The Progressive Playbook for Government Overreach

The U.S. has witnessed a daunting explosion of federal regulatory activity during the presidency of Barack Obama. To date, the administration has finalized nearly 28,000 rules. In the process, it generated $800 billion in new burden costs and added more than 509 million new hours of paperwork (at least for those rules that were quantified). Government-wide paperwork hours are now at an all-time high.

The expansion of the size and role of the federal government appears at odds with the long-standing American tradition of relying on the private sector. Even worse, this regulatory apparatus has become counterproductive, as the costs of regulations now outweigh the benefits.

In theory, one might imagine that there are some sectors of the economy where a stronger government presence is merited, for example, those in which the private sector fails. By the same token, we should expect the government’s reach to be scaled back in other areas where the private sector is succeeding. In reality however, the federal government has expanded just about everywhere. This is not because the private sector is “failing” everywhere, but, rather, because, in many cases, it was never given the chance to succeed in the first place. 

Consider just two examples.

First is the Department of Labor’s recent overtime rule, which expands the number of salaried workers covered by federal overtime standards. Why should the Department of Labor be dictating pay rates to begin with? Progressives answer that growth in labor productivity is outpacing growth in compensation, suggesting that the labor market is broken. If so, there may be good reason to expand overtime pay coverage as well as to raise the minimum wage, mandate paid family leave, and increase union membership.

Unfortunately, however, the assertion is based on faulty statistical analyses. If one does an apples-to-apples comparison and uses a consistent inflation-adjustment, real compensation has grown closely with labor productivity over the past fifty years. 

The progressive playbook is simple: “prove” that private labor markets don’t work — “the economy is rigged” — and then turn to intrusive government interference to “solve” the problem.
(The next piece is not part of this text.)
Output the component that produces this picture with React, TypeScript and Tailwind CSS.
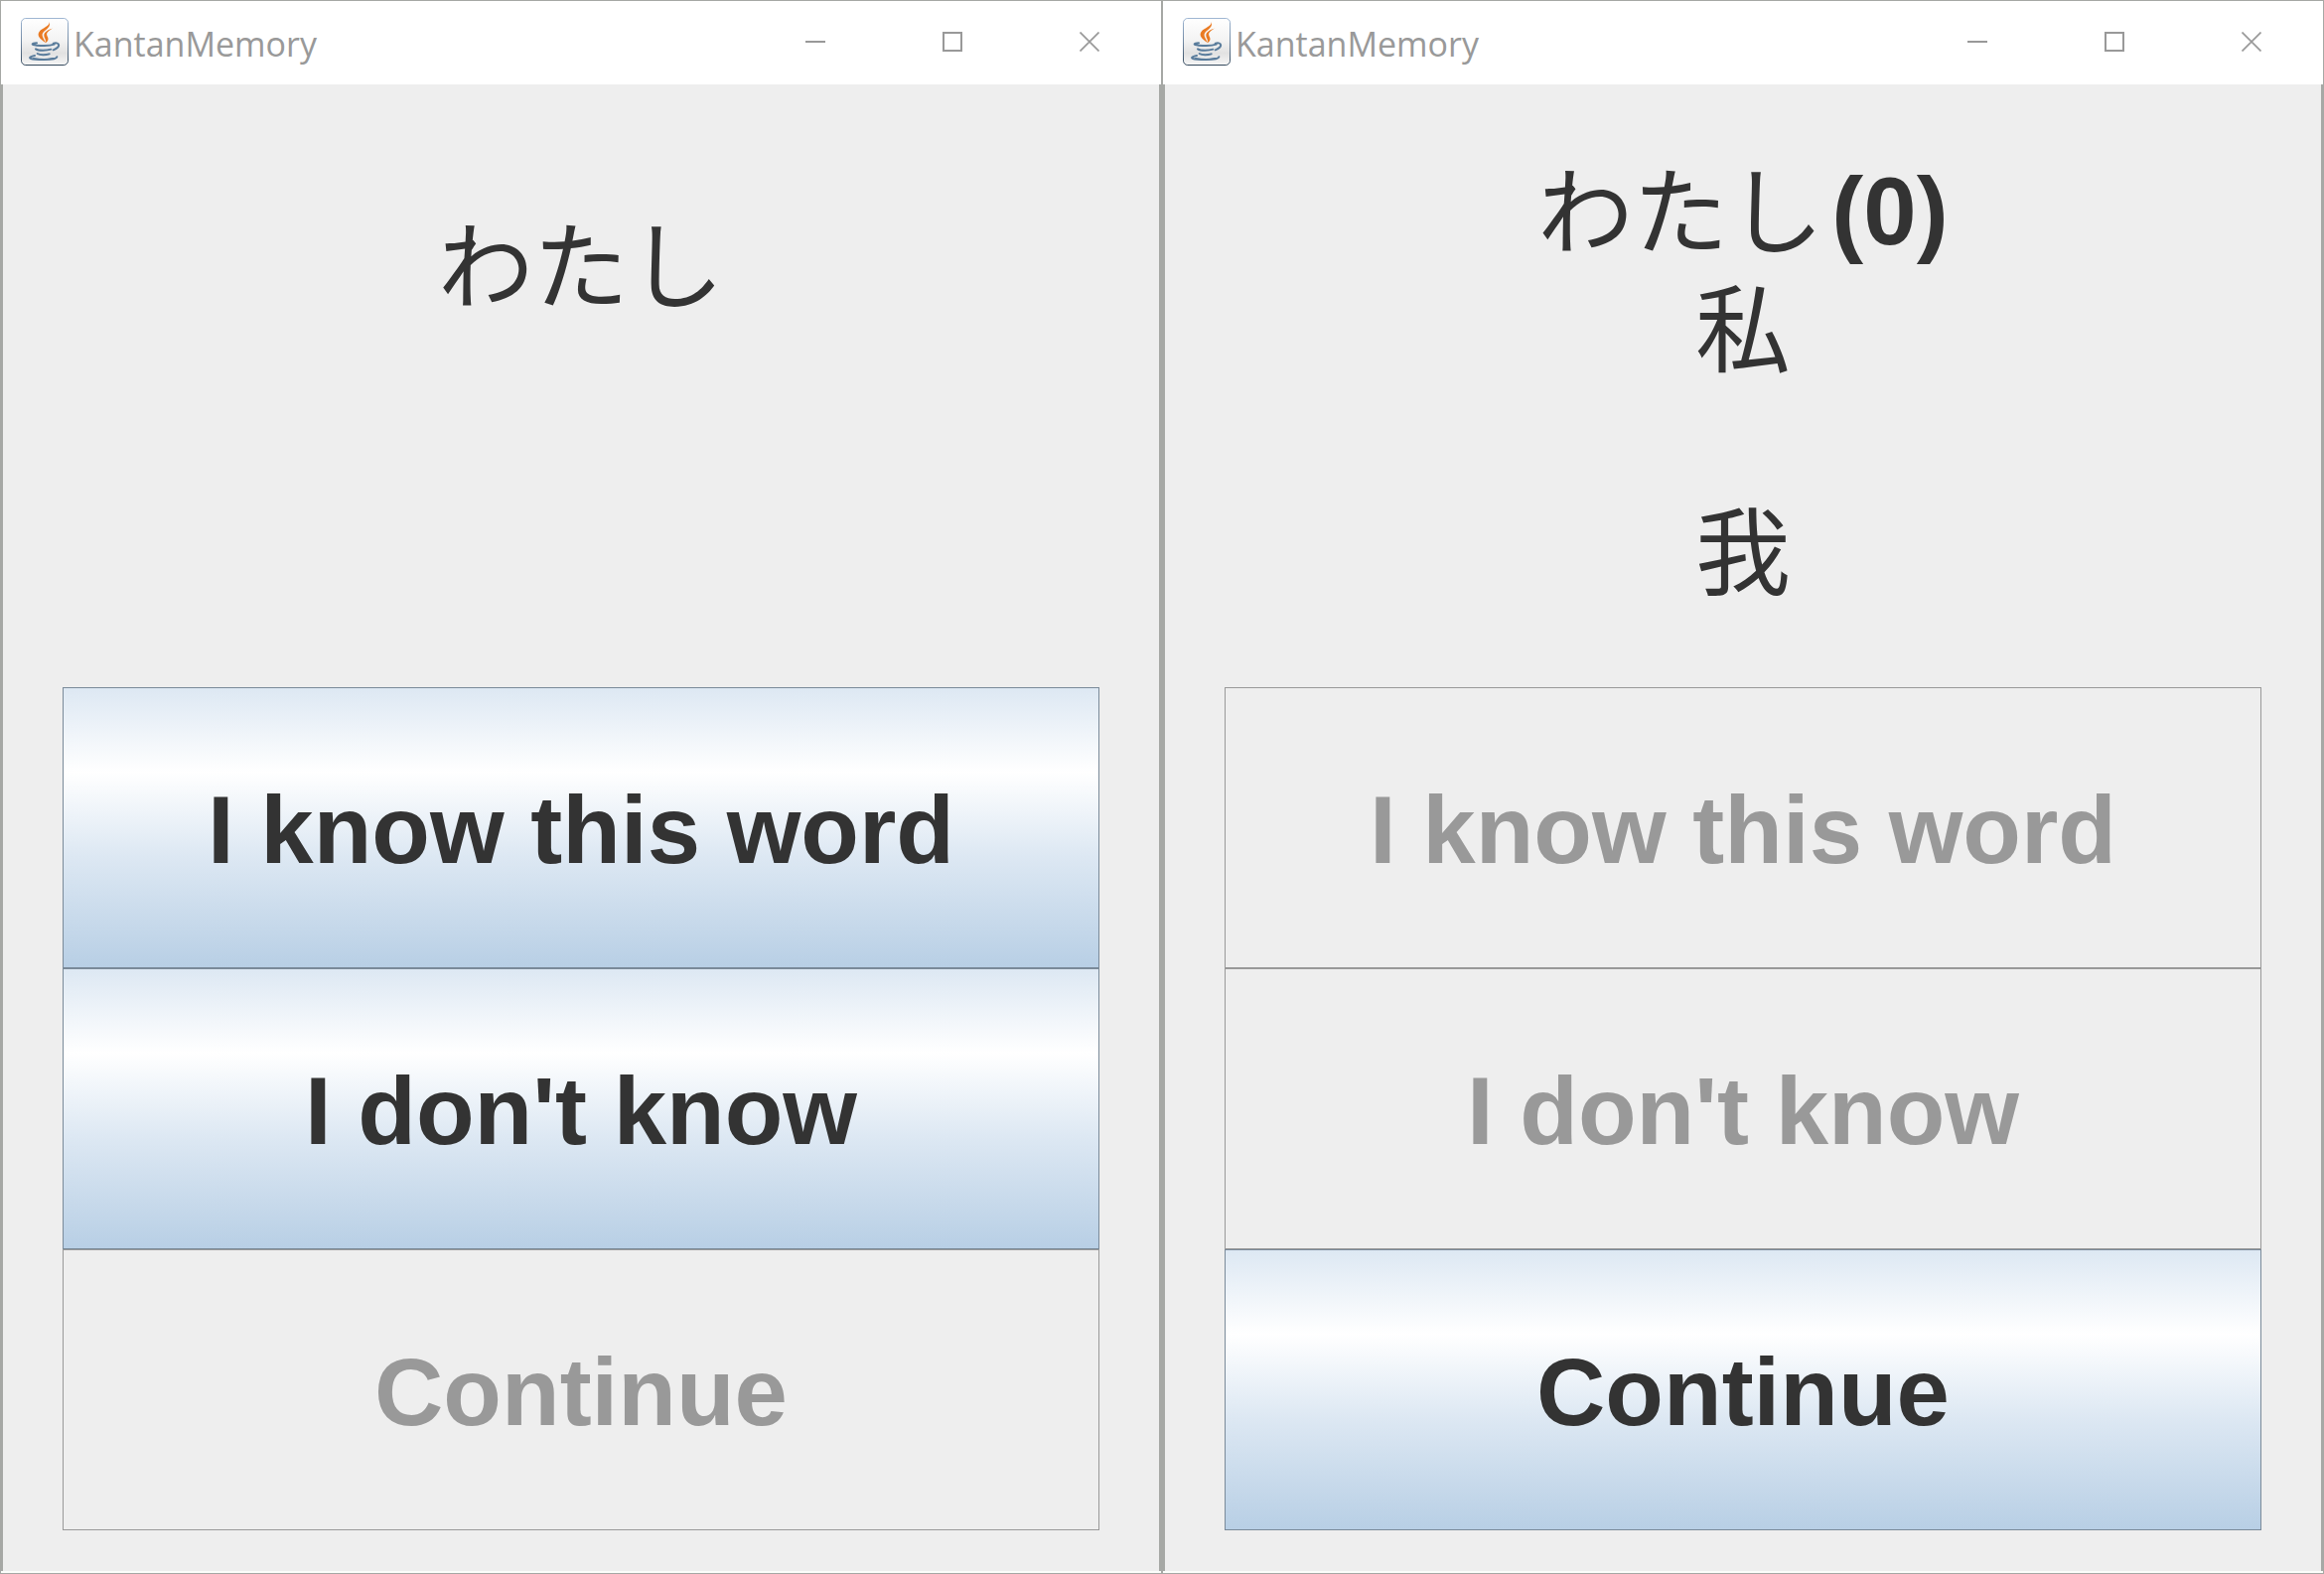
import React from "react";

type Line = { jp?: string; latin?: string };

function JavaIcon() {
  return (
    <svg viewBox="0 0 144 144" className="size-12 shrink-0" aria-hidden="true">
      <defs>
        <linearGradient id="face" x1="0" y1="0" x2="0" y2="1">
          <stop offset="0" stopColor="#ffffff" />
          <stop offset="0.45" stopColor="#f4f4f4" />
          <stop offset="0.75" stopColor="#e2e2e2" />
          <stop offset="1" stopColor="#f6f6f6" />
        </linearGradient>
        <linearGradient id="edge" x1="0" y1="0" x2="0" y2="1">
          <stop offset="0" stopColor="#9fb6d2" />
          <stop offset="0.5" stopColor="#7189a3" />
          <stop offset="1" stopColor="#34495d" />
        </linearGradient>
      </defs>
      <rect x="1.5" y="1.5" width="141" height="141" rx="13" fill="url(#face)" stroke="url(#edge)" strokeWidth="3" />
      <g fill="#ea7a22">
        <path d="M86 12 C91 27 78 34 69 42 C60 51 67 60 75 75 C58 64 47 53 56 41 C65 30 88 25 86 12 Z" />
        <path d="M98 31 C84 36 69 42 70 54 C71 62 77 65 74 76 C87 67 82 60 79 53 C76 44 86 38 98 31 Z" />
      </g>
      <g fill="none" stroke="#587b9b" strokeWidth="6" strokeLinecap="round">
        <path d="M48 76 C30 77 31 82 48 83 C68 85 90 84 101 80" />
        <path d="M98 77 C119 72 121 88 98 97" />
        <path d="M45 94 C54 100 78 99 91 95" />
        <path d="M50 108 C58 113 76 112 86 109" />
        <path d="M42 114 C18 119 24 125 55 126 C82 127 108 124 109 118" />
        <path d="M38 122 C58 126 82 126 98 122" strokeWidth="4" />
      </g>
    </svg>
  );
}

function TitleBar() {
  const control = "flex h-full w-[138px] items-center justify-center text-[#999999]";
  return (
    <header className="flex h-[84px] shrink-0 items-center bg-white pb-[2px] pl-5 pr-[3px]">
      <JavaIcon />
      <h1 className="ml-[5px] mt-1 flex-1 font-['Open_Sans',sans-serif] text-[34px] leading-[48px] text-[#999999]">
        KantanMemory
      </h1>
      <button type="button" aria-label="Minimize" className={control}>
        <span className="h-[2px] w-5 bg-[#999999]" />
      </button>
      <button type="button" aria-label="Maximize" className={control}>
        <span className="size-5 border-2 border-[#999999]" />
      </button>
      <button type="button" aria-label="Close" className={control}>
        <svg viewBox="0 0 20 20" className="size-5" stroke="currentColor" strokeWidth="1.7">
          <path d="M0.5 0.5 L19.5 19.5 M19.5 0.5 L0.5 19.5" />
        </svg>
      </button>
    </header>
  );
}

function AnswerButton({ label, disabled }: { label: string; disabled: boolean }) {
  return (
    <button
      type="button"
      disabled={disabled}
      className="h-[283px] w-full border border-[#7a8a99] bg-[linear-gradient(to_bottom,#dde8f3_0%,#ffffff_30%,#dde8f3_60%,#b8cfe5_100%)] pt-1 text-[96px] leading-[112px] font-bold text-[#333333] disabled:border-[#999999] disabled:bg-[#eeeeee] disabled:bg-none disabled:text-[#999999]"
    >
      {label}
    </button>
  );
}

function MemoryWindow({ lines, revealed }: { lines: Line[]; revealed: boolean }) {
  return (
    <section className="flex min-w-0 flex-1 flex-col border border-[#a6a8a5] bg-[#fbfdfa] pb-[2px]">
      <TitleBar />
      <div className="flex flex-1 flex-col border-x-2 border-[#a6a8a5] bg-[#eeeeee] px-[60px] pb-[41px]">
        <div
          className={
            revealed
              ? "flex flex-1 flex-col items-center pt-[65px]"
              : "flex flex-1 flex-col items-center pt-[120px]"
          }
        >
          {lines.map((line, i) => (
            <p key={i} className="flex h-28 items-center gap-2 text-[96px] leading-[112px] font-bold first:h-[126px]">
              {line.jp && (
                <span
                  lang="ja"
                  className="pb-3 font-['Noto_Sans_CJK_JP',sans-serif] text-[96px] leading-[100px] font-normal"
                >
                  {line.jp}
                </span>
              )}
              {line.latin && <span>{line.latin}</span>}
            </p>
          ))}
        </div>
        <AnswerButton label="I know this word" disabled={revealed} />
        <AnswerButton label="I don't know" disabled={revealed} />
        <AnswerButton label="Continue" disabled={!revealed} />
      </div>
    </section>
  );
}

export default function App() {
  return (
    <main className="flex min-h-screen font-['Liberation_Sans',Arial,sans-serif] text-[#333333]">
      <MemoryWindow revealed={false} lines={[{ jp: "わたし" }]} />
      <MemoryWindow
        revealed
        lines={[{ jp: "わたし", latin: "(0)" }, { jp: "私" }, {}, { jp: "我" }]}
      />
    </main>
  );
}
A similar episode occurred at the Federal Communications Commission (FCC). It is well known that Internet-based businesses have been a dynamic source of innovation, employment, and growth. Nevertheless, the FCC has chosen to regulate both the business and the residential Internet using an outdated and meddlesome regulatory apparatus laid out in the 1934 Communications Act. “Special access services” — data and voice services sold to businesses — had been deregulated in 1999. But now, as competitive fiber and cable providers have entered the market, the FCC is tightening the antiquated regulatory noose on this sector, too, thereby ignoring and endangering the potential advantages of innovation.

How did the Obama administration accomplish this U-turn on Internet regulation? The first step was to assert that the current system was failing. President Obama’s statement on the subject is a useful compendium of the kinds of straw men typically set up by progressives.
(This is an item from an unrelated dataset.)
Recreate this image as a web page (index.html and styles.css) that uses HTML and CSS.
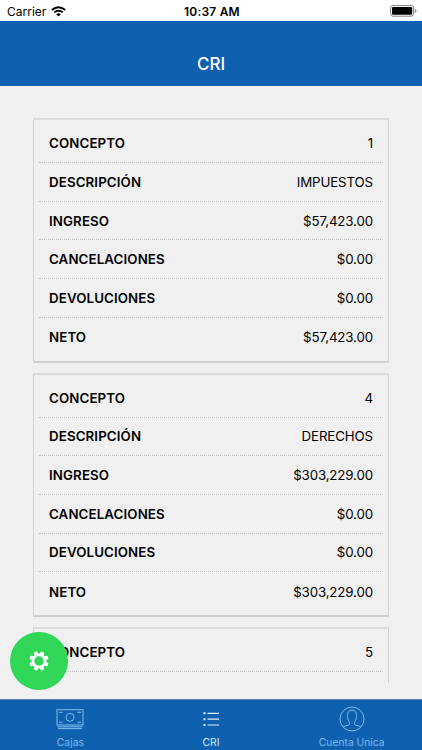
FILE: index.html
```
<!DOCTYPE html>
<html lang="es">
<head>
    <meta charset="UTF-8">
    <meta name="viewport" content="width=device-width, initial-scale=1.0">
    <title>CRI</title>
    <link rel="stylesheet" href="styles.css">
</head>
<body>
    <div class="status-bar">
        <div class="carrier">
            <span>Carrier</span>
            <svg class="wifi" viewBox="0 0 15 11" width="15" height="11">
                <path d="M0.8 4 Q7.5 -1.6 14.2 4" fill="none" stroke="#000" stroke-width="2"/>
                <path d="M3.2 6.4 Q7.5 3 11.8 6.4" fill="none" stroke="#000" stroke-width="1.8"/>
                <path d="M5.2 8.2 Q7.5 6.4 9.8 8.2 L7.5 10.5 Z"/>
            </svg>
        </div>
        <div class="clock">10:37 AM</div>
        <div class="battery">
            <svg viewBox="0 0 27 12" width="27" height="12">
                <rect x="0.6" y="0.6" width="23" height="10.6" rx="2.4" fill="none" stroke="#808080"/>
                <rect x="2" y="2" width="20.2" height="7.8" rx="1.2"/>
                <path d="M24.9 4 Q26.5 4.5 26.5 6 Q26.5 7.5 24.9 8 Z" fill="#808080"/>
            </svg>
        </div>
    </div>

    <header class="header">
        <h1>CRI</h1>
    </header>

    <main class="content">
        <div class="list">
            <div class="card">
                <div class="row"><b>CONCEPTO</b><span>1</span></div>
                <div class="row"><b>DESCRIPCIÓN</b><span>IMPUESTOS</span></div>
                <div class="row"><b>INGRESO</b><span>$57,423.00</span></div>
                <div class="row"><b>CANCELACIONES</b><span>$0.00</span></div>
                <div class="row"><b>DEVOLUCIONES</b><span>$0.00</span></div>
                <div class="row"><b>NETO</b><span>$57,423.00</span></div>
            </div>
            <div class="card">
                <div class="row"><b>CONCEPTO</b><span>4</span></div>
                <div class="row"><b>DESCRIPCIÓN</b><span>DERECHOS</span></div>
                <div class="row"><b>INGRESO</b><span>$303,229.00</span></div>
                <div class="row"><b>CANCELACIONES</b><span>$0.00</span></div>
                <div class="row"><b>DEVOLUCIONES</b><span>$0.00</span></div>
                <div class="row"><b>NETO</b><span>$303,229.00</span></div>
            </div>
            <div class="card">
                <div class="row"><b>CONCEPTO</b><span>5</span></div>
                <div class="row"><b>DESCRIPCIÓN</b></div>
            </div>
        </div>
    </main>

    <button class="fab" aria-label="Ajustes">
        <svg viewBox="-10 -10 20 20" width="20" height="20">
            <g fill="#fff">
                <rect x="-1.9" y="-9.7" width="3.8" height="19.4" rx="0.8" transform="rotate(22.5)"/>
                <rect x="-1.9" y="-9.7" width="3.8" height="19.4" rx="0.8" transform="rotate(67.5)"/>
                <rect x="-1.9" y="-9.7" width="3.8" height="19.4" rx="0.8" transform="rotate(112.5)"/>
                <rect x="-1.9" y="-9.7" width="3.8" height="19.4" rx="0.8" transform="rotate(157.5)"/>
                <circle r="7.4"/>
            </g>
            <circle r="4.7" fill="#30d655"/>
        </svg>
    </button>

    <nav class="tab-bar">
        <a class="tab">
            <svg viewBox="0 0 28 28" width="28" height="28">
                <rect x="1" y="4.7" width="26" height="15.3"/>
                <circle cx="14" cy="12.3" r="4"/>
                <path d="M3 7.3H6.5M21.5 7.3H25M3 17.3H6.5M21.5 17.3H25M1.5 21.8H26.5M2 23.6H26"/>
            </svg>
            <span>Cajas</span>
        </a>
        <a class="tab active">
            <svg viewBox="0 0 28 28" width="28" height="28">
                <path stroke-width="1.2" d="M10.5 8.3H22M10.5 14.2H22M10.5 20H22"/>
                <path stroke-width="2" d="M6.5 8.3H8.5M6.5 14.2H8.5M6.5 20H8.5"/>
            </svg>
            <span>CRI</span>
        </a>
        <a class="tab">
            <svg viewBox="0 0 28 28" width="28" height="28">
                <circle cx="14" cy="14" r="12"/>
                <path d="M5.2 22 C6.5 20.3 11.7 20.8 11.7 18.7 C11.7 17 10.3 16 10 13.6 C8.9 12.8 9.4 11.5 9.7 10.8 C9.2 7.3 11 5 14 5 C17 5 18.8 7.3 18.3 10.8 C18.6 11.5 19.1 12.8 18 13.6 C17.7 16 16.3 17 16.3 18.7 C16.3 20.8 21.5 20.3 22.8 22"/>
            </svg>
            <span>Cuenta Unica</span>
        </a>
    </nav>
</body>
</html>
```
FILE: styles.css
```
* {
    box-sizing: border-box;
}

body {
    margin: 0;
    height: 750px;
    display: flex;
    flex-direction: column;
    overflow: hidden;
    position: relative;
    font-family: Inter, Roboto, sans-serif;
    color: #000;
    background-color: #f0f0f0;
}

.status-bar {
    height: 21px;
    display: grid;
    grid-template-columns: 1fr auto 1fr;
    align-items: center;
    padding: 1px 5px 0 7px;
    background-color: #fff;
    font-size: 12px;
}

.carrier {
    display: flex;
    align-items: center;
    gap: 5px;
}

.clock {
    font-weight: 600;
    letter-spacing: 0.2px;
}

.battery {
    display: flex;
    justify-content: flex-end;
}

.header {
    height: 65px;
    padding-top: 20px;
    display: flex;
    align-items: center;
    justify-content: center;
    background-color: #1060b0;
    color: #fff;
}

.header h1 {
    margin: 0;
    font-size: 17px;
    font-weight: 500;
}

.content {
    flex: 1;
    min-height: 0;
    padding: 0 33px 16px;
}

.list {
    height: 100%;
    padding-top: 32.4px;
    overflow: hidden;
}

.card {
    border: 1px solid #d4d4d4;
    border-width: 2px 1px 2px 1px;
    border-color: #dcdcdc #d4d4d4 #d0d0d0 #d4d4d4;
    padding: 4px 5px 4.3px;
    margin-bottom: 10px;
}

.row {
    height: 38.7px;
    display: flex;
    align-items: center;
    justify-content: space-between;
    padding: 0 10px;
    border-bottom: 1px dotted #c0c0c0;
    font-size: 13.3px;
}

.row:last-child {
    border-bottom: none;
}

.row b {
    font-weight: 600;
    letter-spacing: 0.12px;
}

.row span {
    letter-spacing: -0.13px;
}

.fab {
    position: absolute;
    left: 10px;
    top: 632px;
    width: 58px;
    height: 58px;
    display: flex;
    align-items: center;
    justify-content: center;
    padding: 0;
    border: none;
    border-radius: 50%;
    background-color: #30d655;
}

.tab-bar {
    height: 51px;
    display: flex;
    border-top: 1px solid #5c86ae;
    background-color: #1060b0;
}

.tab {
    flex: 1;
    display: flex;
    flex-direction: column;
    align-items: center;
    padding-top: 5px;
    color: #7cbcec;
    font-size: 10.3px;
    line-height: 13px;
}

.tab svg {
    fill: none;
    stroke: currentColor;
    stroke-width: 1;
    margin-bottom: 3px;
}

.tab.active {
    color: #d8f0ff;
}
```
For example, he urges regulators to “keep the Internet free and open.” The use of “free” here is crucial. While most people can agree that the Internet should be a space of creative innovation, innovation does come at a cost. Progressives want that freedom to innovate to come at no cost. Hence the need for regulations to guarantee this “freedom.”

This notion of freedom is again deployed in the claim that there should be “no toll roads on the information highway.” It follows from this that there cannot be any specific charges for specific services, unlike a toll that covers the use of a particular road. So charging differentially for superior service — a standard business practice that’s important to data service for businesses — is summarily disqualified on the progressive Internet. 

Finally, we are told that the real problem is not with individuals but, rather, with companies. Something needs to be done to “to safeguard the incredible resource the Internet has become for all of us.” The solution? Strong regulation of both the business models and pricing of Internet-related companies. So the FCC, which began with network neutrality, has now shifted focus to the special access market. In the process, it seeks to impose a one-size-fits all approach inconsistent with basic business practice.

As these examples suggest, the regulatory onslaught of the past 7 years is hardly a coincidence but, rather, the inevitable outcome of a progressive playbook that systemically builds a biased case for government overreach.